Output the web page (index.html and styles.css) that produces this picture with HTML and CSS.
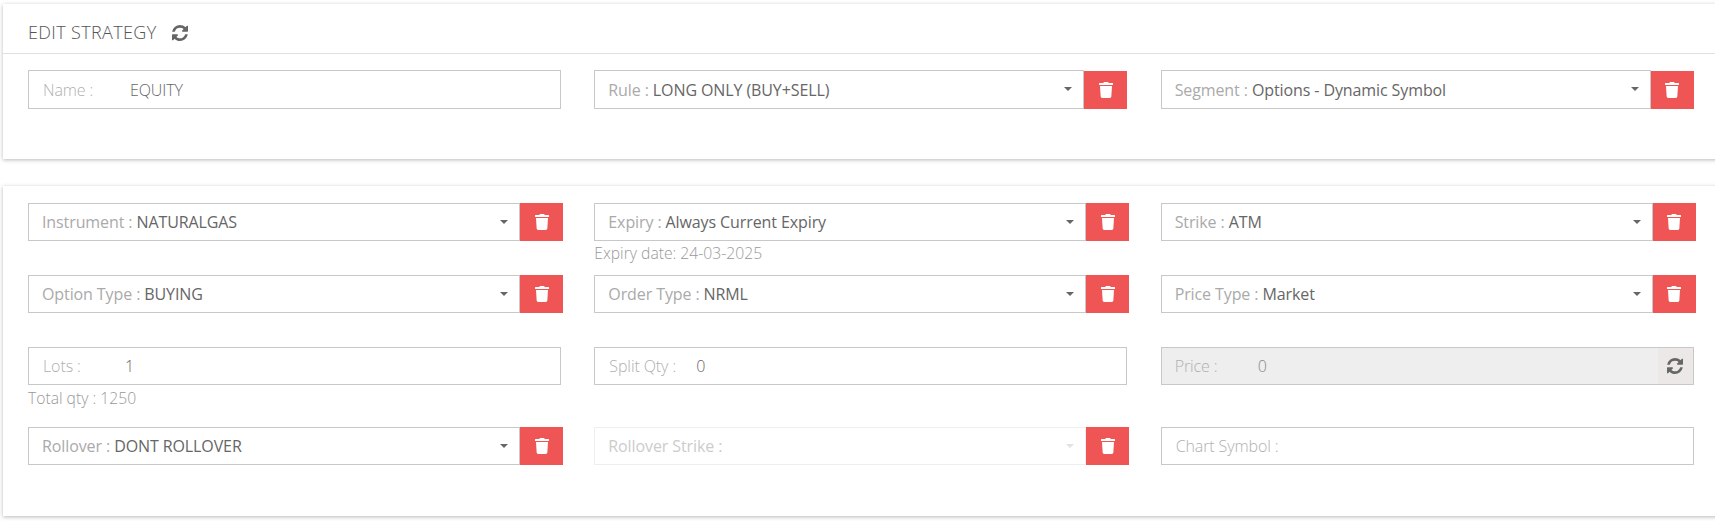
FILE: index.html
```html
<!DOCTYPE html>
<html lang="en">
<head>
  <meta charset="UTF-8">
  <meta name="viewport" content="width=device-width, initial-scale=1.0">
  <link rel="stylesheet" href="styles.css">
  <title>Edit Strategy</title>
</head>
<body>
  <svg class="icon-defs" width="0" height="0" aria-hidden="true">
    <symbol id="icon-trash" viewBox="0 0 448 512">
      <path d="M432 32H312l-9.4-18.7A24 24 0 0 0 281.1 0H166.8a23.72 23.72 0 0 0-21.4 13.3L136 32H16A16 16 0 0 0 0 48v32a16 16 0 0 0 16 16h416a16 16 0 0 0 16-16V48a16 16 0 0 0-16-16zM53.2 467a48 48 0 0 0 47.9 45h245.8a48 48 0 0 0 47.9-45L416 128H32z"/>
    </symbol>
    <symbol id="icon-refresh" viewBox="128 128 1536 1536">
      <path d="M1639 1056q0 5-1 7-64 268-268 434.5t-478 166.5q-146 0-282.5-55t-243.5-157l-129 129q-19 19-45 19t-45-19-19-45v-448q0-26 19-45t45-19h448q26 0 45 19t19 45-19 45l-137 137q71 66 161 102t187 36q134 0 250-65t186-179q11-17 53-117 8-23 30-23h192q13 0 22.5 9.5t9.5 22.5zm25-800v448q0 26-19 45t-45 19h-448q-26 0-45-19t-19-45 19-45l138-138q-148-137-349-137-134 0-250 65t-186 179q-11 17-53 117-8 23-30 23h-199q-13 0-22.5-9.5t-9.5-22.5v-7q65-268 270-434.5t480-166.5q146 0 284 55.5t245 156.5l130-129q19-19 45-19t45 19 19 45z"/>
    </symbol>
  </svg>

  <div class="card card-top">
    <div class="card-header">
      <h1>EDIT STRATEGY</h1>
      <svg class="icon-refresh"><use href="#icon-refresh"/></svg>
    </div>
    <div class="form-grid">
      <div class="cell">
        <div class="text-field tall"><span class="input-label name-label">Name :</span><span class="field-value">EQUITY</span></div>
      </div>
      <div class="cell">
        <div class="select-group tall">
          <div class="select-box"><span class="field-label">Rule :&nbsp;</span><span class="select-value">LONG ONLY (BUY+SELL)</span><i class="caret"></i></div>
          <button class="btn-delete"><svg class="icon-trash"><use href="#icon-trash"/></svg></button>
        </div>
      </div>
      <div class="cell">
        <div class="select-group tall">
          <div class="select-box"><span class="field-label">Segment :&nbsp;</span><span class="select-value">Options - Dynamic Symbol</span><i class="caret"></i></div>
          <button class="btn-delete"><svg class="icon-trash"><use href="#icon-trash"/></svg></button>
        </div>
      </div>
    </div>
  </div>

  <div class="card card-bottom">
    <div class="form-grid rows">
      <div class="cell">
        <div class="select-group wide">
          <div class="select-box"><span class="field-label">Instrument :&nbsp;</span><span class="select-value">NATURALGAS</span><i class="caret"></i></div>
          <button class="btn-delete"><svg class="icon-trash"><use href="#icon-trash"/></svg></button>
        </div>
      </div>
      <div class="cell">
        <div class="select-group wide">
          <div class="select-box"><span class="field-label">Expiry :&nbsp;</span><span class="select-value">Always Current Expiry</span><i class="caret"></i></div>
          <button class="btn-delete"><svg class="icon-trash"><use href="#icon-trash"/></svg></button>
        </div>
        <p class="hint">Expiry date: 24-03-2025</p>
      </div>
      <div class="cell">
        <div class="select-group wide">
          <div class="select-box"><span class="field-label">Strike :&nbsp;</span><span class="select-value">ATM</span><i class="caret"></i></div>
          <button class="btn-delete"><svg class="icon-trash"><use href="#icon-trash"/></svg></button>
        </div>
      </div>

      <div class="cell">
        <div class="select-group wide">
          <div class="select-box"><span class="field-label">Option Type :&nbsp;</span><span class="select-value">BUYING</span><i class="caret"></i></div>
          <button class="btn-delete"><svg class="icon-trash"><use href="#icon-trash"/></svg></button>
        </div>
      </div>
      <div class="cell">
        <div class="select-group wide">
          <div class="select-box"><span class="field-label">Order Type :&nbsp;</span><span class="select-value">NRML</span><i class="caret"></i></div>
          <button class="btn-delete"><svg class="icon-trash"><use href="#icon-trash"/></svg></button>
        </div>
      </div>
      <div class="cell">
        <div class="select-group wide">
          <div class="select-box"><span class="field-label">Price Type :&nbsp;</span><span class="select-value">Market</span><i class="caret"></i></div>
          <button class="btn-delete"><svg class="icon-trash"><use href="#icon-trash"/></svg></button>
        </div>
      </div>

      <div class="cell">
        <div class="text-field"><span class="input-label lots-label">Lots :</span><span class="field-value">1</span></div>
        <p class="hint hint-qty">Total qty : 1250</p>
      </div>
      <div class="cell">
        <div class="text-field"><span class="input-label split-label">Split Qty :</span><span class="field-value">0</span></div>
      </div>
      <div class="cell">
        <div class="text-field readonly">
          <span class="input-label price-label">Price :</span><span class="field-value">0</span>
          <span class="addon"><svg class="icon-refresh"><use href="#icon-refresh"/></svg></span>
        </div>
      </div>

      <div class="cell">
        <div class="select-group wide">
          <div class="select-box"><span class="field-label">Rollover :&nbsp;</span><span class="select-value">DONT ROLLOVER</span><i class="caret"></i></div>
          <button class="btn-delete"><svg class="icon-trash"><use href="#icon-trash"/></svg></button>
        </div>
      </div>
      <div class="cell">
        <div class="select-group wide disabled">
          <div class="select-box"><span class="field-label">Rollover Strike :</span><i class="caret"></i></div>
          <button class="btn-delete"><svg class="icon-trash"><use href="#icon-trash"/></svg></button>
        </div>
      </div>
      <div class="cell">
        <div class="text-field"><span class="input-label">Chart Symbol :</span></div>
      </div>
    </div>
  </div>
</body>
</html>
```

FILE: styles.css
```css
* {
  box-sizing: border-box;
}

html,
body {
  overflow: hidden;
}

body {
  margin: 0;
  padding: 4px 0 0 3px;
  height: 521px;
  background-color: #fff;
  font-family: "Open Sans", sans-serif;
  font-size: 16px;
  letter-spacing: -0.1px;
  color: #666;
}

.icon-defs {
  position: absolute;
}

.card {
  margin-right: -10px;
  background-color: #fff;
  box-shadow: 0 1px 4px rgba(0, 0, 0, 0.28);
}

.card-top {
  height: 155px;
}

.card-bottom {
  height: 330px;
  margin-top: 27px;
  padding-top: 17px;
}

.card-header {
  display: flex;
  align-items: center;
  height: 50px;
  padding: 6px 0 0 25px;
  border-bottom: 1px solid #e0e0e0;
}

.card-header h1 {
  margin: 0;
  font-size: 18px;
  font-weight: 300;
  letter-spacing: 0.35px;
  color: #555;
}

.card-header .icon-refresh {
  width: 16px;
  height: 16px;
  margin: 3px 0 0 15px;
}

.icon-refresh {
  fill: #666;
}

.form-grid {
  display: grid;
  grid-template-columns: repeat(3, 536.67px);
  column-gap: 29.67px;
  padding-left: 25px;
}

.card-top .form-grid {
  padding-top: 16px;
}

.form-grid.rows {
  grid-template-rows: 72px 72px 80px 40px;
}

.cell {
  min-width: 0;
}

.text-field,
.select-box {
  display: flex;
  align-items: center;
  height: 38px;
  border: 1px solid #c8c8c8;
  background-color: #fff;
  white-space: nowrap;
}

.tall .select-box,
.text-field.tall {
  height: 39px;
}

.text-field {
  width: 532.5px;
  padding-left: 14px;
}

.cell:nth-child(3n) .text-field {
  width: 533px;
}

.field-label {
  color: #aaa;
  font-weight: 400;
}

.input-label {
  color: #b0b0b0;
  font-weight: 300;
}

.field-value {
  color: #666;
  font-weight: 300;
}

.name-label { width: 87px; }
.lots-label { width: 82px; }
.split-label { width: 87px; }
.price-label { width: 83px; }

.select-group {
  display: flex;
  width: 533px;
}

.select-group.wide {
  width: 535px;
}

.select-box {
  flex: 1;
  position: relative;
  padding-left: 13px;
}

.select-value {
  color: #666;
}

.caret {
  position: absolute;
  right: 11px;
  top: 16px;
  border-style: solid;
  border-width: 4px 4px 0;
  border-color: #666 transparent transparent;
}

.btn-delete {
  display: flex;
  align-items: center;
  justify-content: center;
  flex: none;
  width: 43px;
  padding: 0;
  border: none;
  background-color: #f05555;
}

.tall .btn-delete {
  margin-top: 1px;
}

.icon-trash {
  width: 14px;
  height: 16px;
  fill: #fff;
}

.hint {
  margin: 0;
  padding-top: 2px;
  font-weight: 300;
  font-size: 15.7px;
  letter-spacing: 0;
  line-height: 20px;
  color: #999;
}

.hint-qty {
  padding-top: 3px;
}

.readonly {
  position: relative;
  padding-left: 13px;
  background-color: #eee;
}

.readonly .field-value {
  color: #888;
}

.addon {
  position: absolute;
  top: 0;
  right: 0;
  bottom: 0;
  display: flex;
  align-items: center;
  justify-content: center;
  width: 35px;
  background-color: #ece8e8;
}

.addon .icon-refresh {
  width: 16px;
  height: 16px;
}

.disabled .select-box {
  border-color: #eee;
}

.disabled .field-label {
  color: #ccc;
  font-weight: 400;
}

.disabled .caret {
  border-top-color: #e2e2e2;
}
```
☆ ☆ ☆
SET EXERCISE: Gather up the lines that contain the word "styles".

RESULT OF THIS EXERCISE:
Output the web page (index.html and styles.css) that produces this picture with HTML and CSS.
  <link rel="stylesheet" href="styles.css">
FILE: styles.css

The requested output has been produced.